Growing Risk Complexity
The more extensively AI is used in banking, the greater the need to strengthen security procedures and operational controls. The scale of the challenge is already evident: in 2024, U.S. financial institutions filed a record 2.6 million Suspicious Activity Reports (SARs), an average of 7,100 submissions per day. At the same time, the number of regulatory enforcement actions related to violations of the Bank Secrecy Act (BSA) and Anti-Money Laundering (AML) regulations is rising. These figures show that traditional monitoring and control models are no longer sufficient in the face of the growing scale, speed, and complexity of financial crime and the increasing regulatory pressure.
In the coming years, supervisors will expect banks to monitor financial flows even more effectively and respond faster to new forms of abuse – from money laundering in international trade to the use of digital assets and AI to create fake identities and obscure the origin of funds. As a result, institutions that fail to build more technologically advanced financial crime management systems may become increasingly vulnerable to financial losses and criminal attacks.

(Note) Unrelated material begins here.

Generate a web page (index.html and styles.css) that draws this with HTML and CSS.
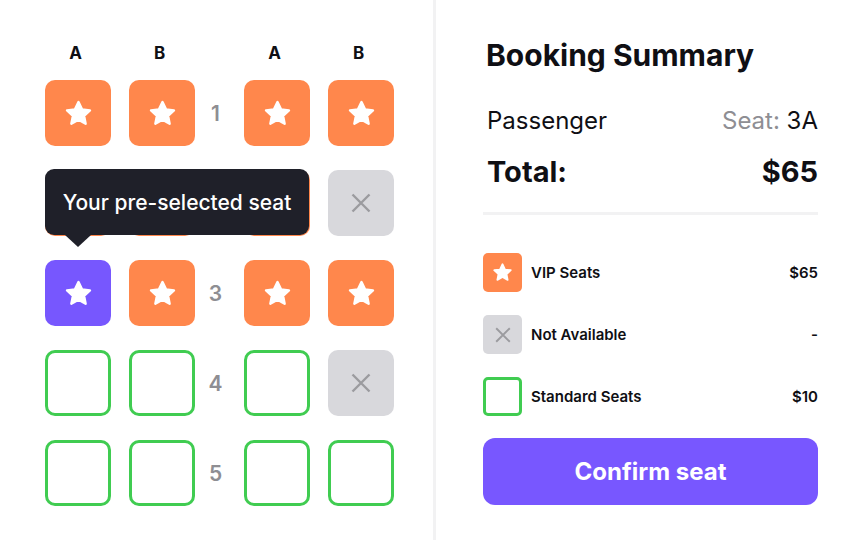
FILE: index.html
```html
<!DOCTYPE html>
<html>
<head>
<meta charset="utf-8">
<link rel="stylesheet" href="styles.css">
</head>
<body>
<svg width="0" height="0" style="position:absolute">
  <defs>
    <symbol id="star" viewBox="0 0 24 24">
      <polygon points="12,2.5 14.9,8.6 21.5,9.4 16.6,13.9 17.9,20.5 12,17.2 6.1,20.5 7.4,13.9 2.5,9.4 9.1,8.6" fill="#fff" stroke="#fff" stroke-width="2" stroke-linejoin="round"/>
    </symbol>
    <symbol id="cross" viewBox="0 0 20 20">
      <path d="M1.5 1.5 L18.5 18.5 M18.5 1.5 L1.5 18.5" stroke="#9b9b9f" stroke-width="2.4" fill="none"/>
    </symbol>
  </defs>
</svg>
<div class="app">
  <section class="map">
    <div class="grid head">
      <span class="col">A</span><span class="col">B</span><span></span><span class="col">A</span><span class="col">B</span>
    </div>
    <div class="seats-wrap">
      <div class="grid seats">
        <div class="seat vip"><svg class="star"><use href="#star"/></svg></div>
        <div class="seat vip"><svg class="star"><use href="#star"/></svg></div>
        <div class="num">1</div>
        <div class="seat vip"><svg class="star"><use href="#star"/></svg></div>
        <div class="seat vip"><svg class="star"><use href="#star"/></svg></div>

        <div class="seat vip"></div>
        <div class="seat vip"></div>
        <div class="num hidden">2</div>
        <div class="seat vip"></div>
        <div class="seat na"><svg class="cross"><use href="#cross"/></svg></div>

        <div class="seat sel"><svg class="star"><use href="#star"/></svg></div>
        <div class="seat vip"><svg class="star"><use href="#star"/></svg></div>
        <div class="num">3</div>
        <div class="seat vip"><svg class="star"><use href="#star"/></svg></div>
        <div class="seat vip"><svg class="star"><use href="#star"/></svg></div>

        <div class="seat std"></div>
        <div class="seat std"></div>
        <div class="num">4</div>
        <div class="seat std"></div>
        <div class="seat na"><svg class="cross"><use href="#cross"/></svg></div>

        <div class="seat std"></div>
        <div class="seat std"></div>
        <div class="num">5</div>
        <div class="seat std"></div>
        <div class="seat std"></div>
      </div>
      <div class="tooltip">Your pre-selected seat</div>
    </div>
  </section>
  <section class="summary">
    <h1 class="title">Booking Summary</h1>
    <div class="row passenger">
      <span>Passenger</span>
      <span><span class="muted">Seat:</span> 3A</span>
    </div>
    <div class="row total">
      <span>Total:</span>
      <span>$65</span>
    </div>
    <div class="divider"></div>
    <ul class="legend">
      <li class="item">
        <span class="box vip"><svg class="lstar"><use href="#star"/></svg></span>
        <span class="label">VIP Seats</span>
        <span class="price">$65</span>
      </li>
      <li class="item">
        <span class="box na"><svg class="lcross"><use href="#cross"/></svg></span>
        <span class="label">Not Available</span>
        <span class="price">-</span>
      </li>
      <li class="item">
        <span class="box std"></span>
        <span class="label">Standard Seats</span>
        <span class="price">$10</span>
      </li>
    </ul>
    <button class="confirm">Confirm seat</button>
  </section>
</div>
</body>
</html>
```
FILE: styles.css
```css
* { box-sizing: border-box; }
html, body { margin: 0; padding: 0; background: #fff; }
body {
  font-family: Inter, "Noto Sans", sans-serif;
  color: #0f0f14;
  width: 864px;
  height: 540px;
  overflow: hidden;
}
.app {
  display: flex;
  height: 540px;
}
.map {
  width: 436px;
  border-right: 3px solid #f2f2f3;
  padding: 43px 0 0 45px;
}
.grid {
  display: grid;
  grid-template-columns: 66px 66px 13px 66px 66px;
  column-gap: 18px;
}
.head {
  height: 20px;
  margin-bottom: 17px;
}
.col {
  text-align: center;
  font-weight: 700;
  font-size: 17px;
  line-height: 20px;
  padding-right: 5px;
}
.seats-wrap { position: relative; }
.seats { row-gap: 24px; }
.seat {
  width: 66px;
  height: 66px;
  border-radius: 10px;
  display: flex;
  align-items: center;
  justify-content: center;
}
.seat.vip { background: #ff874c; }
.seat.sel { background: #7757fe; }
.seat.na { background: #d8d8dc; }
.seat.std { border: 3px solid #40cc51; }
.star { width: 29px; height: 29px; }
.cross { width: 20px; height: 20px; }
.num {
  display: flex;
  align-items: center;
  justify-content: center;
  margin-left: -8px;
  font-size: 21px;
  font-weight: 600;
  color: #8e8e93;
}
.num.hidden { visibility: hidden; }
.tooltip {
  position: absolute;
  top: 89px;
  left: 0;
  width: 264px;
  height: 66px;
  background: #1f2029;
  color: #fff;
  border-radius: 9px;
  font-size: 21px;
  font-weight: 500;
  display: flex;
  align-items: center;
  justify-content: center;
}
.tooltip::after {
  content: "";
  position: absolute;
  left: 20px;
  top: 66px;
  border-left: 13px solid transparent;
  border-right: 13px solid transparent;
  border-top: 12px solid #1f2029;
}
.summary {
  flex: 1;
  padding: 36px 46px 0 47px;
  display: flex;
  flex-direction: column;
}
.title {
  margin: 0;
  font-size: 30px;
  font-weight: 700;
  line-height: 38px;
  padding-left: 3px;
}
.row {
  display: flex;
  justify-content: space-between;
  padding-left: 4px;
}
.passenger {
  margin-top: 32px;
  font-size: 24px;
  line-height: 30px;
}
.muted { color: #8e8e93; }
.total {
  margin-top: 18px;
  font-size: 29px;
  font-weight: 700;
  line-height: 36px;
}
.divider {
  height: 3px;
  background: #f2f2f3;
  margin-top: 22px;
}
.legend {
  list-style: none;
  margin: 38px 0 0;
  padding: 0;
  display: flex;
  flex-direction: column;
  gap: 23px;
}
.item {
  display: flex;
  align-items: center;
  height: 39px;
  font-size: 15px;
  font-weight: 600;
}
.box {
  width: 39px;
  height: 39px;
  border-radius: 5px;
  display: flex;
  align-items: center;
  justify-content: center;
  margin-right: 9px;
}
.box.vip { background: #ff874c; }
.box.na { background: #d8d8dc; }
.box.std { border: 3px solid #40cc51; }
.lstar { width: 21px; height: 21px; }
.lcross { width: 16px; height: 16px; }
.label { flex: 1; }
.confirm {
  margin-top: 22px;
  height: 67px;
  border: none;
  border-radius: 12px;
  background: #7857ff;
  color: #fff;
  font-family: Inter, "Noto Sans", sans-serif;
  font-size: 24px;
  font-weight: 700;
  width: 100%;
}
```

For this reason, sector players are increasingly using predictive analytics and machine learning models in AML processes. Tools leveraging generative AI (GenAI) are also being implemented to support KYC procedures. Integrated data architectures make it possible to combine transactional, behavioral, and contextual information into a single risk monitoring system, which shortens response times and reduces the number of false positives.
“We are seeing a clear shift toward machine learning–based tools in transaction analysis. These solutions can detect subtle changes in customer behavior and transaction flows, as well as identify suspicious activity patterns. GenAI is also being used more and more often to support the analysis of complex documents and accelerate many processes, enabling more effective use of existing human resources. This requires not only investment in technology, but also in skill development and process change,” notes Paweł Spławski, Partner in the Risk, Regulatory and Forensic team at Deloitte.